- **EXERCISE DIRECTIONS**:
Write each line of the material exactly as given, from the top through the line that contains "rounded-[9px] border border-[#b3b3b3]", and omit all pictures.

(Pages as source code)

_ _ _ _

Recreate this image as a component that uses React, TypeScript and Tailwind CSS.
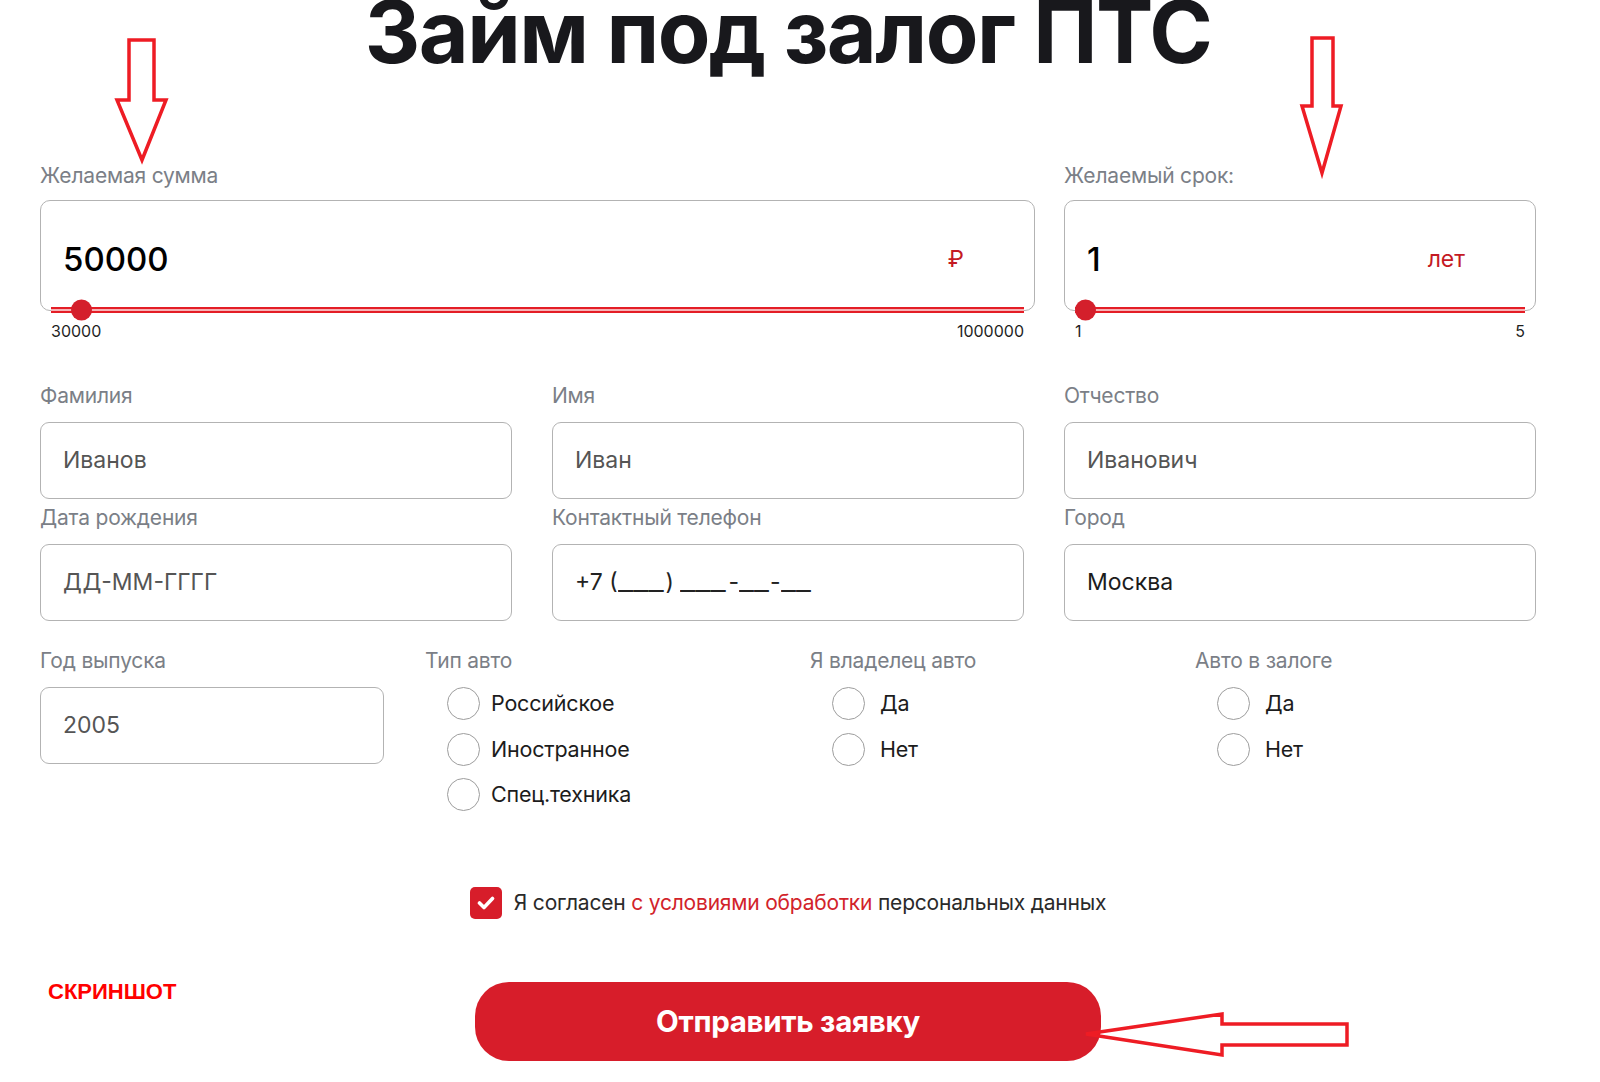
import React from 'react';

const LABEL = "block text-[21px] leading-[24px] text-[#7b7f87] tracking-[-0.2px]";
const BOX = "h-[77px] rounded-[9px] border border-[#b3b3b3] flex items-center pl-[22px] text-[23px]";

interface FieldProps {
  label: string;
  value: React.ReactNode;
  color?: string;
  className?: string;
}

const Field: React.FC<FieldProps> = ({ label, value, color = 'text-[#555]', className = '' }) => (
  <div className={className}>
    <span className={LABEL}>{label}</span>
    <div className={`mt-[14px] ${BOX} ${color}`}>{value}</div>
  </div>
);

interface RangeProps {
  label: string;
  value: string;
  unit: string;
  min: string;
  max: string;
  pct: number;
}

/** Value box with a thin red slider sitting on its bottom edge */
const RangeField: React.FC<RangeProps> = ({ label, value, unit, min, max, pct }) => (
  <div>
    <span className={LABEL}>{label}</span>
    <div className="mt-[12px] h-[111px] rounded-[10px] border border-[#b3b3b3] flex items-center justify-between pl-[22px] pr-[70px] pt-[8px]">
      <span className="text-[33px] font-medium text-black">{value}</span>
      <span className="text-[23px] text-[#c41a24]">{unit}</span>
    </div>
    <div className="relative mx-[11px] -mt-[4px] h-[6px] bg-[#e41e26] flex flex-col justify-center">
      <div className="h-[1.5px] bg-[#f6b3b6]" />
      <div
        className="absolute top-1/2 -translate-y-1/2 w-[21px] h-[21px] rounded-full bg-[#d41f2b]"
        style={{ left: `calc((100% - 21px) * ${pct / 100})` }}
      />
    </div>
    <div className="mx-[11px] mt-[8px] flex justify-between text-[16px] leading-[20px] text-[#1f1f1f]">
      <span>{min}</span>
      <span>{max}</span>
    </div>
  </div>
);

const Radio: React.FC<{ text: string; gap?: string }> = ({ text, gap = 'gap-[11px]' }) => (
  <div className={`flex items-center ${gap} h-[33px]`}>
    <span className="w-[33px] h-[33px] rounded-full border-[1.5px] border-[#9d9d9d] bg-white" />
    <span className="text-[21.5px] text-[#1c1c1c] tracking-[-0.2px]">{text}</span>
  </div>
);

const RadioGroup: React.FC<{ label: string; options: string[]; gap?: string }> = ({ label, options, gap }) => (
  <div>
    <span className={LABEL}>{label}</span>
    <div className="mt-[14px] pl-[22px] flex flex-col gap-[12.5px]">
      {options.map((o) => (
        <Radio key={o} text={o} gap={gap} />
      ))}
    </div>
  </div>
);

// phone mask blanks: the original font draws the underscores as long solid lines
const Blank3 = () => (
  <span className="inline-block w-[48px]">
    <span className="inline-block origin-left scale-x-[1.45]">___</span>
  </span>
);
const Blank2 = () => (
  <span className="inline-block w-[31px]">
    <span className="inline-block origin-left scale-x-[1.42]">__</span>
  </span>
);

const phoneMask = (
  <span className="whitespace-nowrap">
    +7 (<Blank3 />) <Blank3 />-<Blank2 />-<Blank2 />
  </span>
);

export default function App() {
  return (
    <div className="relative w-full h-[1082px] overflow-hidden bg-white font-['Inter',sans-serif]">
      <div className="pl-[40px] pr-[64px]">
        <h1 className="-mt-[11px] text-center text-[86px] leading-none font-bold tracking-[-1.5px] text-[#18181c]">
          Займ под залог ПТС
        </h1>

        {/* sum + term */}
        <div className="mt-[89px] grid grid-cols-[995px_472px] gap-x-[29px]">
          <RangeField label="Желаемая сумма" value="50000" unit="₽" min="30000" max="1000000" pct={2.06} />
          <RangeField label="Желаемый срок:" value="1" unit="лет" min="1" max="5" pct={0} />
        </div>

        {/* personal data */}
        <div className="mt-[43px] grid grid-cols-[472px_472px_472px] gap-x-[40px] gap-y-[7px]">
          <Field label="Фамилия" value="Иванов" />
          <Field label="Имя" value="Иван" />
          <Field label="Отчество" value="Иванович" />
          <Field label="Дата рождения" value="ДД-ММ-ГГГГ" />
          <Field label="Контактный телефон" value={phoneMask} color="text-[#222]" />
          <Field label="Город" value="Москва" color="text-[#1c1c1c]" />
        </div>

        {/* car */}
        <div className="mt-[28px] grid grid-cols-[385px_385px_385px_385px] items-start">
          <Field label="Год выпуска" value="2005" className="w-[344px]" />
          <RadioGroup label="Тип авто" options={['Российское', 'Иностранное', 'Спец.техника']} />
          <RadioGroup label="Я владелец авто" options={['Да', 'Нет']} gap="gap-[15px]" />
          <RadioGroup label="Авто в залоге" options={['Да', 'Нет']} gap="gap-[15px]" />
        </div>

        {/* consent */}
        <div className="mt-[76px] flex justify-center items-center gap-[12px]">
          <span className="w-[32px] h-[32px] rounded-[5px] bg-[#d71d2a] flex items-center justify-center">
            <svg width="18" height="14" viewBox="0 0 18 14" fill="none">
              <polyline points="2.5,7 7,11.5 15.5,2.5" stroke="white" strokeWidth="3.6" strokeLinecap="round" strokeLinejoin="round" />
            </svg>
          </span>
          <span className="text-[21px] text-[#2a2a2a] tracking-[-0.2px]">
            Я согласен <span className="text-[#d2232a]">с условиями обработки</span> персональных данных
          </span>
        </div>

        <div className="relative mt-[63px] flex justify-center">
          <span className="absolute left-[8px] top-[-7px] text-[22px] font-bold text-[#ff0000] font-['Liberation_Sans',sans-serif]">
            СКРИНШОТ
          </span>
          <button
            type="button"
            className="w-[626px] h-[79px] rounded-[34px] bg-[#d71d2a] text-white text-[29.5px] font-bold tracking-[-0.3px]"
          >
            Отправить заявку
          </button>
        </div>
      </div>

      {/* red annotation arrows drawn over the page */}
      <svg className="absolute inset-0 pointer-events-none" width="1600" height="1082" viewBox="0 0 1600 1082">
        <g fill="none" stroke="#ee1c24" strokeWidth="3.5" strokeLinejoin="miter">
          <polygon points="129,40 154,40 154,100 166,100 142,160 117,100 129,100" />
          <polygon points="1312,38 1333,38 1333,106 1341,106 1322,173 1302,106 1312,106" />
          <polygon points="1086,1034 1222,1014 1222,1024 1347,1024 1347,1045 1222,1045 1222,1055" />
        </g>
      </svg>
    </div>
  );
}
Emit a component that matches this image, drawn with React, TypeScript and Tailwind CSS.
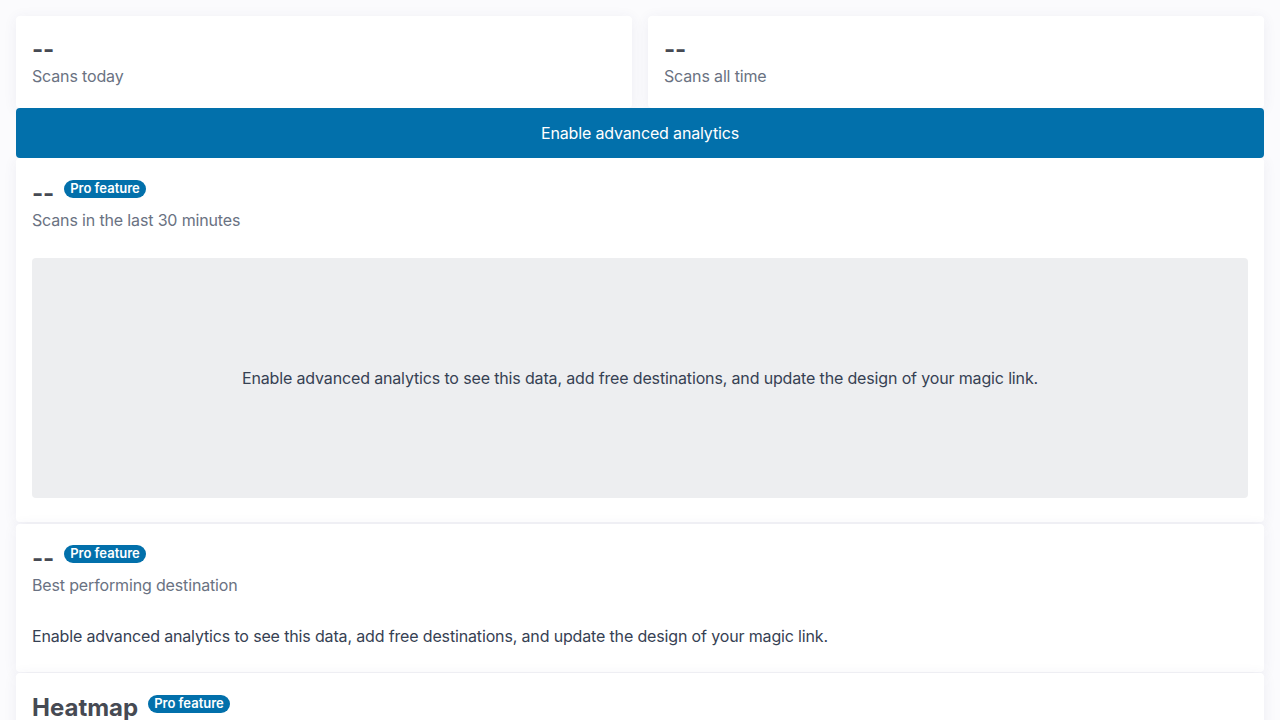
import React from 'react';

const font = { fontFamily: 'Inter, "Noto Sans", sans-serif' };

const ProBadge: React.FC = () => (
  <span className="inline-flex items-center h-[18px] px-[6px] rounded-full bg-[#0270ab] text-white text-[13px] font-semibold leading-none tracking-normal">
    Pro feature
  </span>
);

const Stat: React.FC<{ label: string; pro?: boolean }> = ({ label, pro }) => (
  <div>
    <div className="flex items-start gap-[10px] h-8">
      <span className="text-2xl leading-9 h-8 font-bold text-[#464a53]">--</span>
      {pro && (
        <span className="-mt-px">
          <ProBadge />
        </span>
      )}
    </div>
    <p className="text-base leading-6 text-gray-500">{label}</p>
  </div>
);

const card = 'bg-white rounded shadow-[0_2px_14px_rgba(60,60,120,0.07)]';

const App: React.FC = () => {
  return (
    <div className="min-h-screen bg-[#fbfbfd] p-4 tracking-[-0.15px]" style={font}>
      <div className="grid grid-cols-2 gap-4">
        <div className={`${card} px-4 pt-4 pb-5`}>
          <Stat label="Scans today" />
        </div>
        <div className={`${card} px-4 pt-4 pb-5`}>
          <Stat label="Scans all time" />
        </div>
      </div>

      <button
        type="button"
        className="w-full h-[50px] rounded bg-[#0270ab] text-white text-base"
      >
        Enable advanced analytics
      </button>

      <div className={`${card} px-4 pt-[18px] pb-6`}>
        <Stat label="Scans in the last 30 minutes" pro />
        <div className="mt-[26px] h-[240px] rounded bg-[#edeef0] flex items-center justify-center">
          <p className="text-base text-gray-700">
            Enable advanced analytics to see this data, add free destinations, and update the design of your magic link.
          </p>
        </div>
      </div>

      <div className={`${card} mt-[2px] px-4 pt-[17px] pb-6`}>
        <Stat label="Best performing destination" pro />
        <p className="mt-[27px] text-base leading-6 text-gray-700">
          Enable advanced analytics to see this data, add free destinations, and update the design of your magic link.
        </p>
      </div>

      <div className={`${card} mt-px px-4 pt-[17px] pb-6`}>
        <div className="flex items-start gap-[10px]">
          <h2 className="text-2xl leading-8 font-bold text-[#464a53] mt-[2px] tracking-normal">Heatmap</h2>
          <span>
            <ProBadge />
          </span>
        </div>
        <div className="h-40" />
      </div>
    </div>
  );
};

export default App;
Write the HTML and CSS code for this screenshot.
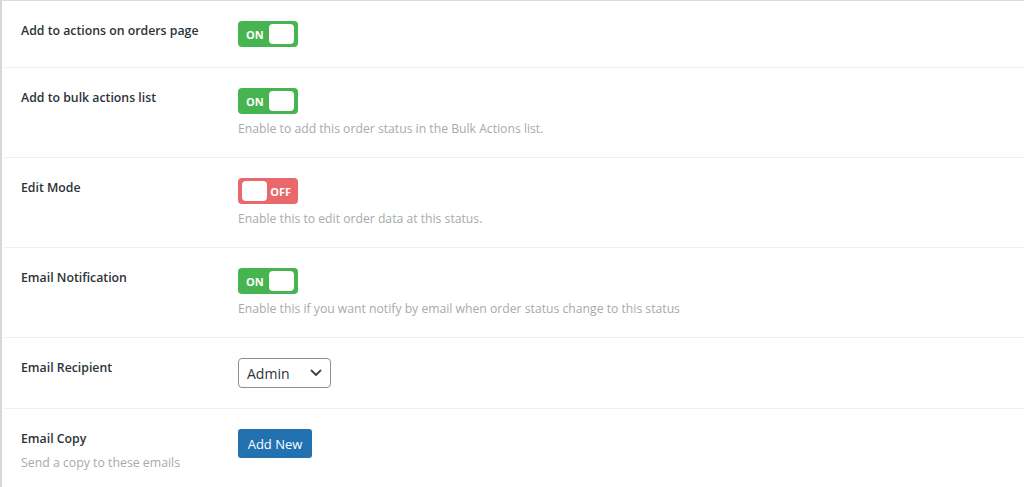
FILE: index.html
```html
<!DOCTYPE html>
<html>
<head>
<meta charset="utf-8">
<link rel="stylesheet" href="styles.css">
</head>
<body>
<div class="panel">
  <div class="row">
    <div class="label">Add to actions on orders page</div>
    <div class="control">
      <span class="toggle on"><span class="txt">ON</span><span class="knob"></span></span>
    </div>
  </div>
  <div class="row">
    <div class="label">Add to bulk actions list</div>
    <div class="control">
      <span class="toggle on"><span class="txt">ON</span><span class="knob"></span></span>
      <p class="desc">Enable to add this order status in the Bulk Actions list.</p>
    </div>
  </div>
  <div class="row">
    <div class="label">Edit Mode</div>
    <div class="control">
      <span class="toggle off"><span class="knob"></span><span class="txt">OFF</span></span>
      <p class="desc">Enable this to edit order data at this status.</p>
    </div>
  </div>
  <div class="row">
    <div class="label">Email Notification</div>
    <div class="control">
      <span class="toggle on"><span class="txt">ON</span><span class="knob"></span></span>
      <p class="desc">Enable this if you want notify by email when order status change to this status</p>
    </div>
  </div>
  <div class="row">
    <div class="label">Email Recipient</div>
    <div class="control">
      <div class="select"><span>Admin</span>
        <svg width="12" height="8" viewBox="0 0 12 8"><path d="M1.5 1.5 L6 6 L10.5 1.5" fill="none" stroke="#3c434a" stroke-width="1.8" stroke-linecap="round" stroke-linejoin="round"/></svg>
      </div>
    </div>
  </div>
  <div class="row last">
    <div class="label">Email Copy<p class="sub">Send a copy to these emails</p></div>
    <div class="control">
      <button class="btn">Add New</button>
    </div>
  </div>
</div>
</body>
</html>
```

FILE: styles.css
```css
html, body {
  margin: 0;
  padding: 0;
  background: #fff;
}
body {
  font-family: "Open Sans", "Noto Sans", sans-serif;
  width: 1024px;
  height: 487px;
  overflow: hidden;
}
.panel {
  border-left: 2px solid #d6d6d6;
  border-top: 1px solid #dcdcdc;
  height: 487px;
  box-sizing: border-box;
}
.row {
  display: flex;
  padding: 20px 0 20px 17px;
  margin-left: 2px;
  border-bottom: 1px solid #f0f0f1;
}
.row.last { border-bottom: none; }
.label {
  width: 217px;
  flex: none;
  font-size: 12.3px;
  font-weight: 600;
  color: #2c3338;
  line-height: 20px;
}
.sub {
  margin: 4px 0 0;
  font-weight: 400;
  color: #a7aaad;
  line-height: 20px;
}
.control {
  flex: 1;
}
.toggle {
  display: flex;
  align-items: center;
  box-sizing: border-box;
  width: 60px;
  height: 26px;
  border-radius: 4px;
  padding: 0 4px 0 8px;
  justify-content: space-between;
}
.toggle.on { background: #46b450; }
.toggle.off { background: #e8686c; padding: 0 7px 0 4px; }
.toggle .txt {
  color: #fff;
  font-size: 11px;
  font-weight: 700;
  line-height: 1;
}
.toggle .knob {
  width: 25px;
  height: 20px;
  background: #fff;
  border-radius: 4px;
}
.desc {
  margin: 6px 0 0;
  font-size: 12.2px;
  color: #a7aaad;
  line-height: 17px;
}
.select {
  display: flex;
  align-items: center;
  justify-content: space-between;
  box-sizing: border-box;
  width: 93px;
  height: 30px;
  border: 1px solid #8c8f94;
  border-radius: 4px;
  padding: 0 8px 0 8px;
  font-size: 14px;
  color: #2c3338;
}
.btn {
  font-family: "Open Sans", "Noto Sans", sans-serif;
  background: #2271b1;
  color: #fff;
  border: none;
  border-radius: 3px;
  width: 74px;
  height: 29px;
  font-size: 13px;
  padding: 0;
}
```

_ _ _ _

- **ANSWER TO THIS PROBLEM**:
Recreate this image as a component that uses React, TypeScript and Tailwind CSS.
import React from 'react';

const LABEL = "block text-[21px] leading-[24px] text-[#7b7f87] tracking-[-0.2px]";
const BOX = "h-[77px] rounded-[9px] border border-[#b3b3b3] flex items-center pl-[22px] text-[23px]";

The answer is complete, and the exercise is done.